Lihat saja Nokia yang kencang di inovasi, iklannya jelas-jelas lebih banyak dan lebih sering dibandingkan iklan Samsung. Ingin membangun citra sebagai rokok yang mengedepankan persahabatan, Sampoerna Hijau memasang iklan yang cukup agresif beberapa waktu yang lalu dengan menampilkan iklan seri gank Ijo. Efeknya, siapa sih yang tidak tahu gank Ijo dan Sampoerna Hijaunya? Saya saja yang waktu itu tidak tahu ada rokok Sampoerna Hijau jadi tahu. Semakin banyak yang ingin ‘disampaikan’ atau ingin ‘dibentuk’ pada target market mengenai produk atau brand perusahaan, ya logikanya memang semakin besar juga ya anggaran yang harus disisihkan untuk iklan.

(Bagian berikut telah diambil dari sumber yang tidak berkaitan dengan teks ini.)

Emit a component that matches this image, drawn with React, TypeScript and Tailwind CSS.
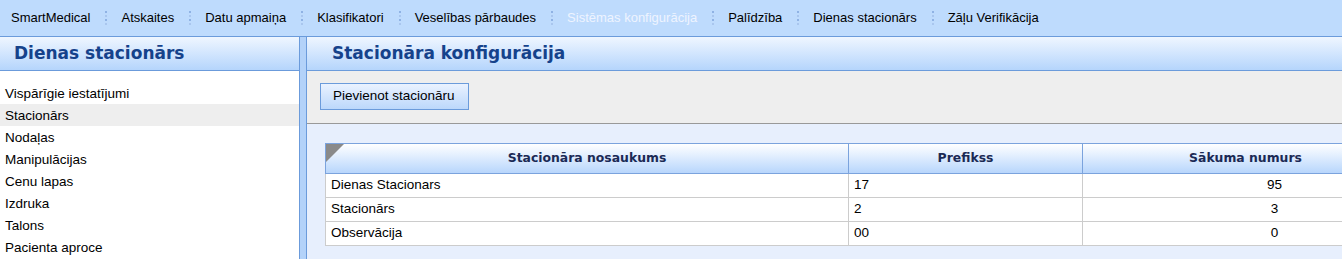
import React from 'react';

const menu = [
  'SmartMedical',
  'Atskaites',
  'Datu apmaiņa',
  'Klasifikatori',
  'Veselības pārbaudes',
  'Sistēmas konfigurācija',
  'Palīdzība',
  'Dienas stacionārs',
  'Zāļu Verifikācija',
];

const sideItems = [
  'Vispārīgie iestatījumi',
  'Stacionārs',
  'Nodaļas',
  'Manipulācijas',
  'Cenu lapas',
  'Izdruka',
  'Talons',
  'Pacienta aproce',
];

const rows = [
  { name: 'Dienas Stacionars', prefix: '17', start: '95' },
  { name: 'Stacionārs', prefix: '2', start: '3' },
  { name: 'Observācija', prefix: '00', start: '0' },
];

const boldFont = { fontFamily: '"DejaVu Sans", Verdana, sans-serif' };

function Separator() {
  return (
    <div className="flex flex-col gap-[2px] ml-[15px] mr-[14px]">
      <div className="w-[2px] h-[2px] bg-[#8fb2e4]" />
      <div className="w-[2px] h-[2px] bg-[#a9c6ee]" />
      <div className="w-[2px] h-[2px] bg-[#8fb2e4]" />
      <div className="w-[2px] h-[2px] bg-[#a9c6ee]" />
    </div>
  );
}

export default function App() {
  return (
    <div
      className="w-full h-[259px] overflow-hidden flex flex-col text-[13.5px] text-black bg-white"
      style={{ fontFamily: '"Liberation Sans", Arial, sans-serif' }}
    >
      {/* top menu */}
      <div className="h-[37px] shrink-0 bg-[#bedbfd] border-b border-[#6b9bdb] flex items-center pl-[11px] text-[13px]">
        {menu.map((m, i) => (
          <React.Fragment key={m}>
            {i > 0 && <Separator />}
            <span className={m === 'Sistēmas konfigurācija' ? 'text-[#eef4ff]' : 'text-black'}>{m}</span>
          </React.Fragment>
        ))}
      </div>

      <div className="flex-1 flex min-h-0">
        {/* left panel */}
        <div className="w-[299px] shrink-0 flex flex-col">
          <div className="h-[34px] shrink-0 bg-gradient-to-b from-[#eff6ff] to-[#b5d5fc] border-b border-[#6b9bdb] flex items-center pl-[14px]">
            <span className="font-bold text-[17px] text-[#15428b]" style={boldFont}>Dienas stacionārs</span>
          </div>
          <div className="flex-1 pt-[11px]">
            {sideItems.map((s) => (
              <div
                key={s}
                className={`h-[22px] flex items-center pl-[5px] pt-[3px] ${s === 'Stacionārs' ? 'bg-[#eeeeee]' : ''}`}
              >
                {s}
              </div>
            ))}
          </div>
        </div>

        {/* splitter */}
        <div className="w-[8px] shrink-0 bg-[#b3d2f9] border-x border-[#6b9bdb]" />

        {/* right panel */}
        <div className="flex-1 min-w-0 flex flex-col bg-[#e7effd]">
          <div className="h-[34px] shrink-0 bg-gradient-to-b from-[#eff6ff] to-[#b5d5fc] border-b border-[#6b9bdb] flex items-center pl-[25px]">
            <span className="font-bold text-[17px] text-[#15428b]" style={boldFont}>Stacionāra konfigurācija</span>
          </div>
          <div className="h-[53px] shrink-0 bg-[#eeeeee] border-b border-[#999999] pl-[13px] pt-[12px]">
            <button className="h-[27px] w-[149px] border border-[#6b9bdb] bg-gradient-to-b from-[#eaf2ff] to-[#bcd8fb] text-left pl-[12px] text-black">
              Pievienot stacionāru
            </button>
          </div>
          <div className="pl-[18px] pt-[19px]">
            <div className="w-[1084px]">
              <div
                className="relative flex h-[31px] bg-gradient-to-b from-[#ffffff] to-[#b8d6fc] border border-[#7ba3dd] font-bold text-[12.4px] text-[#1b2a55]"
                style={boldFont}
              >
                <div className="absolute left-0 top-0 w-0 h-0 border-t-[18px] border-r-[18px] border-t-[#8a8a8a] border-r-transparent" />
                <div className="w-[523px] flex items-center justify-center border-r border-[#7ba3dd]">Stacionāra nosaukums</div>
                <div className="w-[234px] flex items-center justify-center border-r border-[#7ba3dd]">Prefikss</div>
                <div className="flex-1 flex items-center justify-center">Sākuma numurs</div>
              </div>
              {rows.map((r) => (
                <div key={r.name} className="flex h-[24px] bg-white border-x border-b border-[#cccccc]">
                  <div className="w-[523px] flex items-center pl-[5px] border-r border-[#cccccc]">{r.name}</div>
                  <div className="w-[234px] flex items-center pl-[5px] border-r border-[#cccccc]">{r.prefix}</div>
                  <div className="flex-1 flex items-center justify-center pl-[58px]">{r.start}</div>
                </div>
              ))}
            </div>
          </div>
        </div>
      </div>
    </div>
  );
}
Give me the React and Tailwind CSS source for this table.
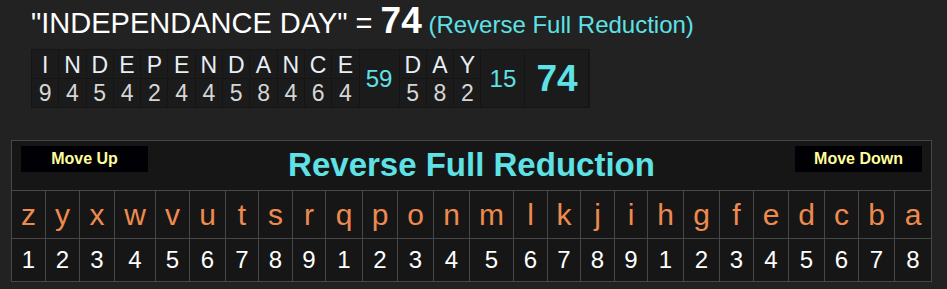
const FONT = "font-['Liberation_Sans',Arial,sans-serif]";

const WORD1 = [
  ["I", 9], ["N", 4], ["D", 5], ["E", 4], ["P", 2], ["E", 4],
  ["N", 4], ["D", 5], ["A", 8], ["N", 4], ["C", 6], ["E", 4],
];
const WORD2 = [["D", 5], ["A", 8], ["Y", 2]];

const CIPHER = [
  ["z", 1, 34], ["y", 2, 34], ["x", 3, 35], ["w", 4, 41], ["v", 5, 34], ["u", 6, 36],
  ["t", 7, 33], ["s", 8, 34], ["r", 9, 33], ["q", 1, 37], ["p", 2, 35], ["o", 3, 36],
  ["n", 4, 36], ["m", 5, 44], ["l", 6, 34], ["k", 7, 33], ["j", 8, 34], ["i", 9, 33],
  ["h", 1, 36], ["g", 2, 36], ["f", 3, 34], ["e", 4, 35], ["d", 5, 36], ["c", 6, 34],
  ["b", 7, 36], ["a", 8, 36],
];

function Word({ letters }) {
  return (
    <div className="flex">
      {letters.map(([ch, n], i) => (
        <div key={i} className="flex flex-col w-[27.3px] border-r border-[#151515]">
          <div className="h-[29px] flex items-center justify-center pt-[3px] text-[23px] leading-none text-[#e8eef5] border-b border-[#151515]">
            {ch}
          </div>
          <div className="h-[28px] flex items-center justify-center text-[23px] leading-none text-[#d6d6d6]">
            {n}
          </div>
        </div>
      ))}
    </div>
  );
}

function SumCell({ value, width, big }) {
  return (
    <div
      className={`${width} flex items-center justify-center border-r border-[#151515] text-[#5ee2e6] leading-none ${
        big ? "text-[37px] font-bold" : "text-[24px]"
      }`}
    >
      {value}
    </div>
  );
}

function MoveButton({ label }) {
  return (
    <div className="w-[127px] h-[26px] bg-[#000005] flex items-center justify-center text-[16px] font-bold text-[#ffff99] leading-none">
      {label}
    </div>
  );
}

export default function App() {
  return (
    <div className={`${FONT} bg-[#222222] w-[947px] h-[289px] overflow-hidden`}>
      {/* heading */}
      <div className="flex items-baseline pl-[31px] pt-[2px] text-white whitespace-pre">
        <span className="text-[29px] leading-none">"INDEPENDANCE DAY" = </span>
        <span className="text-[37px] font-bold leading-none">74</span>
        <span className="text-[24px] leading-none text-[#5ee2e6]"> (Reverse Full Reduction)</span>
      </div>

      {/* word breakdown */}
      <div className="ml-[31px] mt-[10px] inline-flex bg-[#1b1b1b] border border-[#151515] h-[59px]">
        <Word letters={WORD1} />
        <SumCell value="59" width="w-[40px]" />
        <Word letters={WORD2} />
        <SumCell value="15" width="w-[44px]" />
        <SumCell value="74" width="w-[64px]" big />
      </div>

      {/* cipher table */}
      <div className="ml-[11px] mt-[32px] w-[921px] border border-[#474747] bg-[#161616]">
        <div className="h-[50px] grid grid-cols-[127px_1fr_127px] px-[9px] border-b border-[#474747]">
          <div className="pt-[5px]">
            <MoveButton label="Move Up" />
          </div>
          <div className="self-center text-center text-[33px] font-bold leading-none text-[#5ee2e6] pb-[2px]">
            Reverse Full Reduction
          </div>
          <div className="pt-[5px]">
            <MoveButton label="Move Down" />
          </div>
        </div>
        <div className="flex">
          {CIPHER.map(([ch, n, w], i) => (
            <div
              key={i}
              style={{ width: w }}
              className={`flex flex-col ${i < CIPHER.length - 1 ? "border-r border-[#474747]" : ""}`}
            >
              <div className="h-[48px] flex items-center justify-center text-[30px] leading-none text-[#ef8a4f] border-b border-[#474747]">
                {ch}
              </div>
              <div className="h-[42px] flex items-center justify-center text-[24px] leading-none text-white">
                {n}
              </div>
            </div>
          ))}
        </div>
      </div>
    </div>
  );
}
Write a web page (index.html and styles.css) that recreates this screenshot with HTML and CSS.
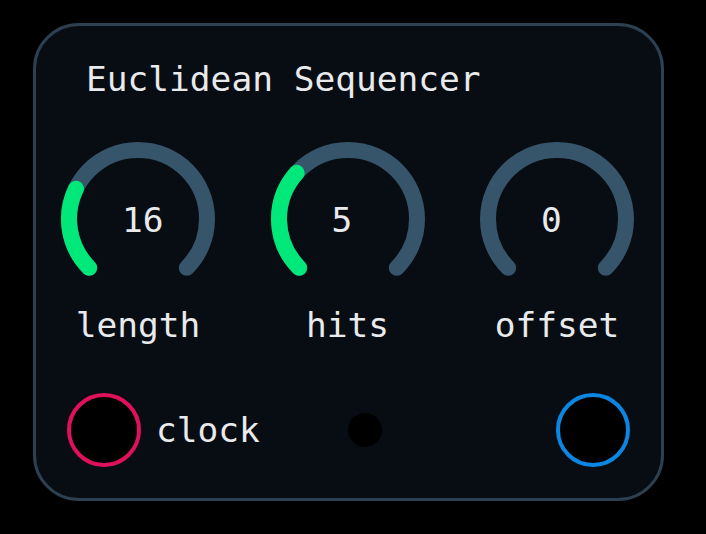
FILE: index.html
```html
<!DOCTYPE html>
<html lang="en">
<head>
<meta charset="utf-8">
<title>Euclidean Sequencer</title>
<link rel="stylesheet" href="styles.css">
</head>
<body>
<div class="card">
  <div class="title">Euclidean Sequencer</div>
  <div class="knobs">
    <div class="knob">
      <div class="dial">
        <svg width="160" height="160" viewBox="0 0 160 160">
          <path class="track" d="M31.21 128.79 A69 69 0 1 1 128.79 128.79"/>
          <path class="fill" d="M31.21 128.79 A69 69 0 0 1 17.98 49.75"/>
        </svg>
        <span class="value">16</span>
      </div>
      <div class="label">length</div>
    </div>
    <div class="knob">
      <div class="dial">
        <svg width="160" height="160" viewBox="0 0 160 160">
          <path class="track" d="M31.21 128.79 A69 69 0 1 1 128.79 128.79"/>
          <path class="fill" d="M31.21 128.79 A69 69 0 0 1 28.72 33.83"/>
        </svg>
        <span class="value">5</span>
      </div>
      <div class="label">hits</div>
    </div>
    <div class="knob">
      <div class="dial">
        <svg width="160" height="160" viewBox="0 0 160 160">
          <path class="track" d="M31.21 128.79 A69 69 0 1 1 128.79 128.79"/>
        </svg>
        <span class="value">0</span>
      </div>
      <div class="label">offset</div>
    </div>
  </div>
  <div class="ports">
    <div class="jack jack-in"></div>
    <div class="port-label">clock</div>
    <div class="led"></div>
    <div class="jack jack-out"></div>
  </div>
</div>
</body>
</html>
```
FILE: styles.css
```css
html, body {
  margin: 0;
  padding: 0;
  background: #000;
}
body {
  width: 706px;
  height: 534px;
  overflow: hidden;
  font-family: "DejaVu Sans Mono", "Liberation Mono", monospace;
  font-size: 34.5px;
  color: #e8eaec;
}
.card {
  box-sizing: border-box;
  margin: 23px 0 0 33px;
  width: 631px;
  height: 478px;
  border: 3px solid #2c4051;
  border-radius: 46px;
  background: #080d13;
  padding-top: 33px;
  display: flex;
  flex-direction: column;
}
.title {
  line-height: 40px;
  height: 40px;
  padding-left: 50px;
  white-space: nowrap;
}
.knobs {
  margin-top: 40px;
  padding-left: 22px;
  display: flex;
  gap: 49.5px;
}
.knob {
  width: 160px;
  display: flex;
  flex-direction: column;
  align-items: center;
}
.dial {
  position: relative;
  width: 160px;
  height: 160px;
}
.dial svg {
  display: block;
}
.track {
  fill: none;
  stroke: #36546a;
  stroke-width: 16;
  stroke-linecap: round;
}
.fill {
  fill: none;
  stroke: #00e87a;
  stroke-width: 16;
  stroke-linecap: round;
}
.value {
  position: absolute;
  left: 64px;
  top: 61px;
  line-height: 40px;
}
.label {
  margin-top: 6px;
  line-height: 40px;
  height: 40px;
  white-space: nowrap;
}
.ports {
  margin-top: 48px;
  padding-left: 31px;
  display: flex;
  align-items: center;
  height: 74px;
}
.jack {
  box-sizing: border-box;
  width: 74px;
  height: 74px;
  border-radius: 50%;
  background: #000;
  border: 4px solid;
}
.jack-in {
  border-color: #e0115c;
}
.jack-out {
  border-color: #0b86e3;
  margin-left: 174px;
}
.port-label {
  margin-left: 15px;
  line-height: 40px;
  width: 105px;
}
.led {
  margin-left: 87px;
  width: 34px;
  height: 34px;
  border-radius: 50%;
  background: #000;
}
```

Mungkin pada intinya perusahaan bukan mempermasalahkan besar-kecilnya anggaran iklan yang harus dikeluarkan, tapi mengapa iklan itu harus dibuat besar atau kecil. Cara terbaik ya itu tadi, mengkaji dengan lebih baik hal-hal khusus yang telah saya bahas di atas. Jika hal-hal itu telah dipertimbangkan, akan keluar anggaran iklan sebesar apa yang logis dikeluarkan kan. Nah, semoga dengan itu perusahaan tidak sia-sia ya dalam menganggarkan budget untuk iklan brandnya. Jangan sampai mau untung malah buntung! Hehee! =)

1 comment:

Anonymous said...

Iklan memang bisa memberikan dampak dalam membentuk brand awareness, tapi biasanya efeknya lama baru terasa. Kecuali iklan yang sifatnya promosi. Belum lagi sekarang ini konsumen sudah mulai teredukasi dalam memilih produk. JAdi ya bener, pertimbangkan dulu lah kalau mau beriklan, apalagi menyangkut masalah biaya.Kecuali perusahaan punya anggaran tertentu untuk pengeluaran iklan.